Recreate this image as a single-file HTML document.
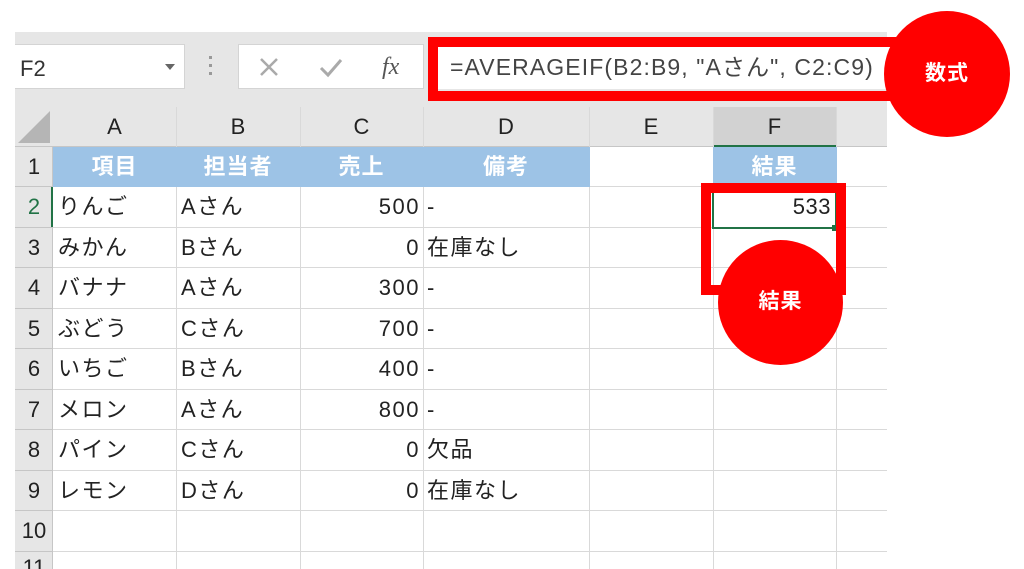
<!DOCTYPE html>
<html><head><meta charset="utf-8"><style>
html,body{margin:0;width:1024px;height:569px;background:#fff;position:relative;overflow:hidden;font-family:"Liberation Sans","Noto Sans CJK JP",sans-serif;}
.a{position:absolute;box-sizing:border-box;}
.t{position:absolute;font-size:22px;color:#222;line-height:40px;white-space:nowrap;letter-spacing:1.5px;}
.h{position:absolute;font-size:22px;color:#fff;font-weight:bold;line-height:40px;text-align:center;letter-spacing:1px;}
.ch{position:absolute;font-size:22px;color:#222;text-align:center;top:107px;line-height:39px;}
.rh{position:absolute;left:15px;width:38px;font-size:22px;color:#222;text-align:center;line-height:40px;}
</style></head><body>
<div class="a" style="left:15px;top:32px;width:872px;height:115px;background:#e6e6e6"></div>
<div class="a" style="left:15px;top:44px;width:170px;height:45px;background:#fff;border:1px solid #d4d4d4;border-left:none"></div>
<div class="t" style="left:20px;top:49px;color:#333;letter-spacing:0">F2</div>
<div class="a" style="left:165px;top:64px;width:0;height:0;border-left:5px solid transparent;border-right:5px solid transparent;border-top:6px solid #666"></div>
<div class="a" style="left:209px;top:56px;width:3px;height:3px;background:#999"></div>
<div class="a" style="left:209px;top:64px;width:3px;height:3px;background:#999"></div>
<div class="a" style="left:209px;top:72px;width:3px;height:3px;background:#999"></div>
<div class="a" style="left:238px;top:44px;width:186px;height:45px;background:#fff;border:1px solid #d4d4d4"></div>
<svg class="a" style="left:258px;top:56px" width="22" height="22"><path d="M3 3L19 19M19 3L3 19" stroke="#aaa" stroke-width="2.5"/></svg>
<svg class="a" style="left:318px;top:56px" width="26" height="22"><path d="M3 12L10 19L23 4" stroke="#aaa" stroke-width="3" fill="none"/></svg>
<div class="t" style="left:382px;top:47px;font-family:'Liberation Serif',serif;font-style:italic;color:#555;font-size:24px;letter-spacing:0">fx</div>
<div class="a" style="left:437px;top:44px;width:450px;height:45px;background:#fff"></div>
<div class="t" style="left:450px;top:47px;color:#444;font-size:23px;letter-spacing:1.1px">=AVERAGEIF(B2:B9, "Aさん", C2:C9)</div>
<div class="a" style="left:428px;top:37px;width:470px;height:64px;border:10px solid #f00;border-right:none"></div>
<div class="a" style="left:15px;top:107px;width:872px;height:40px;border-bottom:1px solid #c6c6c6"></div>
<svg class="a" style="left:17px;top:110px" width="34" height="34"><path d="M33 1L33 33L1 33Z" fill="#b5b5b5"/></svg>
<div class="a" style="left:713px;top:107px;width:123px;height:40px;background:#d2d2d2;border-bottom:2px solid #217346"></div>
<div class="ch" style="left:53px;width:123px">A</div><div class="ch" style="left:176px;width:124px">B</div><div class="ch" style="left:300px;width:123px">C</div><div class="ch" style="left:423px;width:166px">D</div><div class="ch" style="left:589px;width:124px">E</div><div class="ch" style="left:713px;width:123px">F</div>
<div class="a" style="left:15px;top:147px;width:38px;height:422px;background:#e6e6e6;border-right:1px solid #c6c6c6"></div>
<svg class="a" style="left:0;top:0" width="1024" height="569">
<g stroke="#d9d9d9" stroke-width="1">
<path d="M176.5 107V569M300.5 107V569M423.5 107V569M589.5 107V569M713.5 107V569M836.5 107V569"/>
<path d="M53 186.5H887M53 227.5H887M53 267.5H887M53 308.5H887M53 348.5H887M53 389.5H887M53 429.5H887M53 470.5H887M53 510.5H887M53 551.5H887"/>
<path d="M15 186.5H53M15 227.5H53M15 267.5H53M15 308.5H53M15 348.5H53M15 389.5H53M15 429.5H53M15 470.5H53M15 510.5H53M15 551.5H53" stroke="#c6c6c6"/>
</g></svg>
<div class="a" style="left:53px;top:147px;width:537px;height:40px;background:#9dc3e6"></div>
<div class="a" style="left:713px;top:147px;width:124px;height:40px;background:#9dc3e6"></div>
<div class="h" style="left:53px;top:147px;width:123px">項目</div><div class="h" style="left:176px;top:147px;width:124px">担当者</div><div class="h" style="left:300px;top:147px;width:123px">売上</div><div class="h" style="left:423px;top:147px;width:166px">備考</div><div class="h" style="left:713px;top:147px;width:123px">結果</div>
<div class="rh" style="top:147px">1</div><div class="rh" style="top:187px;color:#217346">2</div><div class="rh" style="top:228px">3</div><div class="rh" style="top:268px">4</div><div class="rh" style="top:309px">5</div><div class="rh" style="top:349px">6</div><div class="rh" style="top:390px">7</div><div class="rh" style="top:430px">8</div><div class="rh" style="top:471px">9</div><div class="rh" style="top:511px">10</div><div class="rh" style="top:548px">11</div>
<div class="a" style="left:51px;top:187px;width:2px;height:40px;background:#217346"></div>
<div class="t" style="left:58px;top:187px">りんご</div><div class="t" style="left:181px;top:187px">Aさん</div><div class="t" style="left:300px;top:187px;width:120px;text-align:right">500</div><div class="t" style="left:427px;top:187px">-</div>
<div class="t" style="left:58px;top:228px">みかん</div><div class="t" style="left:181px;top:228px">Bさん</div><div class="t" style="left:300px;top:228px;width:120px;text-align:right">0</div><div class="t" style="left:427px;top:228px">在庫なし</div>
<div class="t" style="left:58px;top:268px">バナナ</div><div class="t" style="left:181px;top:268px">Aさん</div><div class="t" style="left:300px;top:268px;width:120px;text-align:right">300</div><div class="t" style="left:427px;top:268px">-</div>
<div class="t" style="left:58px;top:309px">ぶどう</div><div class="t" style="left:181px;top:309px">Cさん</div><div class="t" style="left:300px;top:309px;width:120px;text-align:right">700</div><div class="t" style="left:427px;top:309px">-</div>
<div class="t" style="left:58px;top:349px">いちご</div><div class="t" style="left:181px;top:349px">Bさん</div><div class="t" style="left:300px;top:349px;width:120px;text-align:right">400</div><div class="t" style="left:427px;top:349px">-</div>
<div class="t" style="left:58px;top:390px">メロン</div><div class="t" style="left:181px;top:390px">Aさん</div><div class="t" style="left:300px;top:390px;width:120px;text-align:right">800</div><div class="t" style="left:427px;top:390px">-</div>
<div class="t" style="left:58px;top:430px">パイン</div><div class="t" style="left:181px;top:430px">Cさん</div><div class="t" style="left:300px;top:430px;width:120px;text-align:right">0</div><div class="t" style="left:427px;top:430px">欠品</div>
<div class="t" style="left:58px;top:471px">レモン</div><div class="t" style="left:181px;top:471px">Dさん</div><div class="t" style="left:300px;top:471px;width:120px;text-align:right">0</div><div class="t" style="left:427px;top:471px">在庫なし</div>
<div class="a" style="left:712px;top:186px;width:125px;height:43px;border:2px solid #217346;background:#fff"></div>
<div class="a" style="left:832px;top:225px;width:6px;height:6px;background:#217346"></div>
<div class="t" style="left:713px;top:187px;width:118px;text-align:right;letter-spacing:0.5px">533</div>
<div class="a" style="left:701px;top:183px;width:145px;height:112px;border:10px solid #f00"></div>
<div class="a" style="left:884px;top:11px;width:126px;height:126px;border-radius:50%;background:#f00"></div>
<div class="h" style="left:884px;top:54px;width:126px;font-size:21px">数式</div>
<div class="a" style="left:718px;top:240px;width:125px;height:125px;border-radius:50%;background:#f00"></div>
<div class="h" style="left:718px;top:282px;width:125px;font-size:21px">結果</div>
</body></html>
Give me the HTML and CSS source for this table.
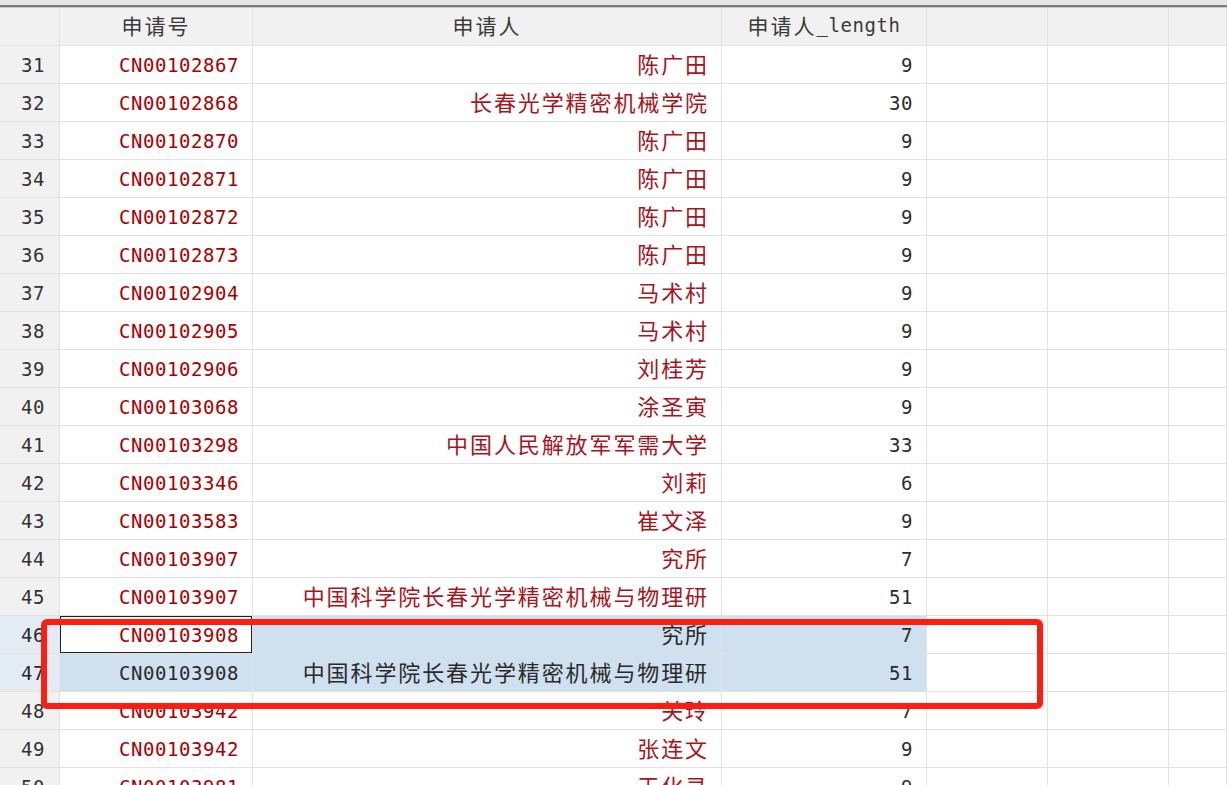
FILE: index.html
```html
<!DOCTYPE html>
<html lang="zh">
<head>
<meta charset="utf-8">
<title>Data Editor</title>
<link rel="stylesheet" href="styles.css">
</head>
<body>
<div class="editor">
  <div class="topbar"></div>
  <div class="grid">
    <div class="row head">
      <div class="c n"></div>
      <div class="c h">申请号</div>
      <div class="c h">申请人</div>
      <div class="c h">申请人<span class="m">_length</span></div>
      <div class="c"></div><div class="c"></div><div class="c"></div>
    </div>
    <div class="row"><div class="c n">31</div><div class="c id">CN00102867</div><div class="c nm">陈广田</div><div class="c len">9</div><div class="c"></div><div class="c"></div><div class="c"></div></div>
    <div class="row"><div class="c n">32</div><div class="c id">CN00102868</div><div class="c nm">长春光学精密机械学院</div><div class="c len">30</div><div class="c"></div><div class="c"></div><div class="c"></div></div>
    <div class="row"><div class="c n">33</div><div class="c id">CN00102870</div><div class="c nm">陈广田</div><div class="c len">9</div><div class="c"></div><div class="c"></div><div class="c"></div></div>
    <div class="row"><div class="c n">34</div><div class="c id">CN00102871</div><div class="c nm">陈广田</div><div class="c len">9</div><div class="c"></div><div class="c"></div><div class="c"></div></div>
    <div class="row"><div class="c n">35</div><div class="c id">CN00102872</div><div class="c nm">陈广田</div><div class="c len">9</div><div class="c"></div><div class="c"></div><div class="c"></div></div>
    <div class="row"><div class="c n">36</div><div class="c id">CN00102873</div><div class="c nm">陈广田</div><div class="c len">9</div><div class="c"></div><div class="c"></div><div class="c"></div></div>
    <div class="row"><div class="c n">37</div><div class="c id">CN00102904</div><div class="c nm">马术村</div><div class="c len">9</div><div class="c"></div><div class="c"></div><div class="c"></div></div>
    <div class="row"><div class="c n">38</div><div class="c id">CN00102905</div><div class="c nm">马术村</div><div class="c len">9</div><div class="c"></div><div class="c"></div><div class="c"></div></div>
    <div class="row"><div class="c n">39</div><div class="c id">CN00102906</div><div class="c nm">刘桂芳</div><div class="c len">9</div><div class="c"></div><div class="c"></div><div class="c"></div></div>
    <div class="row"><div class="c n">40</div><div class="c id">CN00103068</div><div class="c nm">涂圣寅</div><div class="c len">9</div><div class="c"></div><div class="c"></div><div class="c"></div></div>
    <div class="row"><div class="c n">41</div><div class="c id">CN00103298</div><div class="c nm">中国人民解放军军需大学</div><div class="c len">33</div><div class="c"></div><div class="c"></div><div class="c"></div></div>
    <div class="row"><div class="c n">42</div><div class="c id">CN00103346</div><div class="c nm">刘莉</div><div class="c len">6</div><div class="c"></div><div class="c"></div><div class="c"></div></div>
    <div class="row"><div class="c n">43</div><div class="c id">CN00103583</div><div class="c nm">崔文泽</div><div class="c len">9</div><div class="c"></div><div class="c"></div><div class="c"></div></div>
    <div class="row"><div class="c n">44</div><div class="c id">CN00103907</div><div class="c nm">究所</div><div class="c len">7</div><div class="c"></div><div class="c"></div><div class="c"></div></div>
    <div class="row"><div class="c n">45</div><div class="c id">CN00103907</div><div class="c nm">中国科学院长春光学精密机械与物理研</div><div class="c len">51</div><div class="c"></div><div class="c"></div><div class="c"></div></div>
    <div class="row sel"><div class="c n">46</div><div class="c id active">CN00103908</div><div class="c nm">究所</div><div class="c len">7</div><div class="c"></div><div class="c"></div><div class="c"></div></div>
    <div class="row sel"><div class="c n">47</div><div class="c id">CN00103908</div><div class="c nm">中国科学院长春光学精密机械与物理研</div><div class="c len">51</div><div class="c"></div><div class="c"></div><div class="c"></div></div>
    <div class="row"><div class="c n">48</div><div class="c id">CN00103942</div><div class="c nm">关玲</div><div class="c len">7</div><div class="c"></div><div class="c"></div><div class="c"></div></div>
    <div class="row"><div class="c n">49</div><div class="c id">CN00103942</div><div class="c nm">张连文</div><div class="c len">9</div><div class="c"></div><div class="c"></div><div class="c"></div></div>
    <div class="row"><div class="c n">50</div><div class="c id">CN00103981</div><div class="c nm">王化录</div><div class="c len">9</div><div class="c"></div><div class="c"></div><div class="c"></div></div>
  </div>
  <div class="mark"></div>
</div>
</body>
</html>
```
FILE: styles.css
```css
html, body {
  margin: 0;
  padding: 0;
  background: #ffffff;
  overflow: hidden;
}
.editor {
  position: relative;
  width: 1227px;
  height: 785px;
  overflow: hidden;
}
.topbar {
  height: 5px;
  background: #e6e6e6;
  border-bottom: 2px solid #7c7c7c;
  box-shadow: 0 1px 0 #c8c8c8;
  margin-bottom: 1px;
}
.row {
  display: grid;
  grid-template-columns: 60px 193px 469px 205px 121px 121px 1fr;
  height: 38px;
}
.c {
  box-sizing: border-box;
  border-right: 1px solid #e2e2e2;
  border-bottom: 1px solid #e2e2e2;
  display: flex;
  align-items: center;
  justify-content: flex-end;
  padding-right: 13px;
  white-space: nowrap;
  overflow: hidden;
  font-family: "DejaVu Sans Mono", "Liberation Mono", monospace;
  font-size: 19px;
  letter-spacing: 0.55px;
  color: #333333;
}
.head .c {
  background: #f1f1f1;
}
.c.h {
  justify-content: center;
  padding-right: 0;
  padding-bottom: 3px;
  font-family: "Noto Sans CJK SC", sans-serif;
  font-size: 21px;
  letter-spacing: 2px;
  color: #3a3a3a;
}
.c.h .m {
  font-family: "DejaVu Sans Mono", monospace;
  font-size: 19px;
  letter-spacing: 0.55px;
}
.c.n {
  background: #f1f1f1;
  padding-right: 14px;
  color: #333333;
}
.c.id {
  color: #a80000;
}
.c.nm {
  font-family: "Noto Sans CJK SC", sans-serif;
  font-size: 22px;
  letter-spacing: 1.9px;
  padding-right: 12px;
  padding-bottom: 3px;
  color: #a8141c;
}
.c.len {
  color: #2c2c2c;
}
.sel .c:nth-child(-n+4) {
  background: #cfe0ef;
  color: #2a2a2a;
}
.sel .c.n {
  background: #e3ecf5;
}
.sel .c.active {
  background: #ffffff;
  color: #a80000;
  box-shadow: inset 0 0 0 1px #222222;
}
.mark {
  position: absolute;
  left: 41px;
  top: 619px;
  width: 1002px;
  height: 90px;
  box-sizing: border-box;
  border: 6px solid #ff1d12;
  border-radius: 6px;
}
```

• Brief
Gather each line in these records that contains the string "this".

• Full response
Recreate this image as a single-file HTML document.
Give me the HTML and CSS source for this table.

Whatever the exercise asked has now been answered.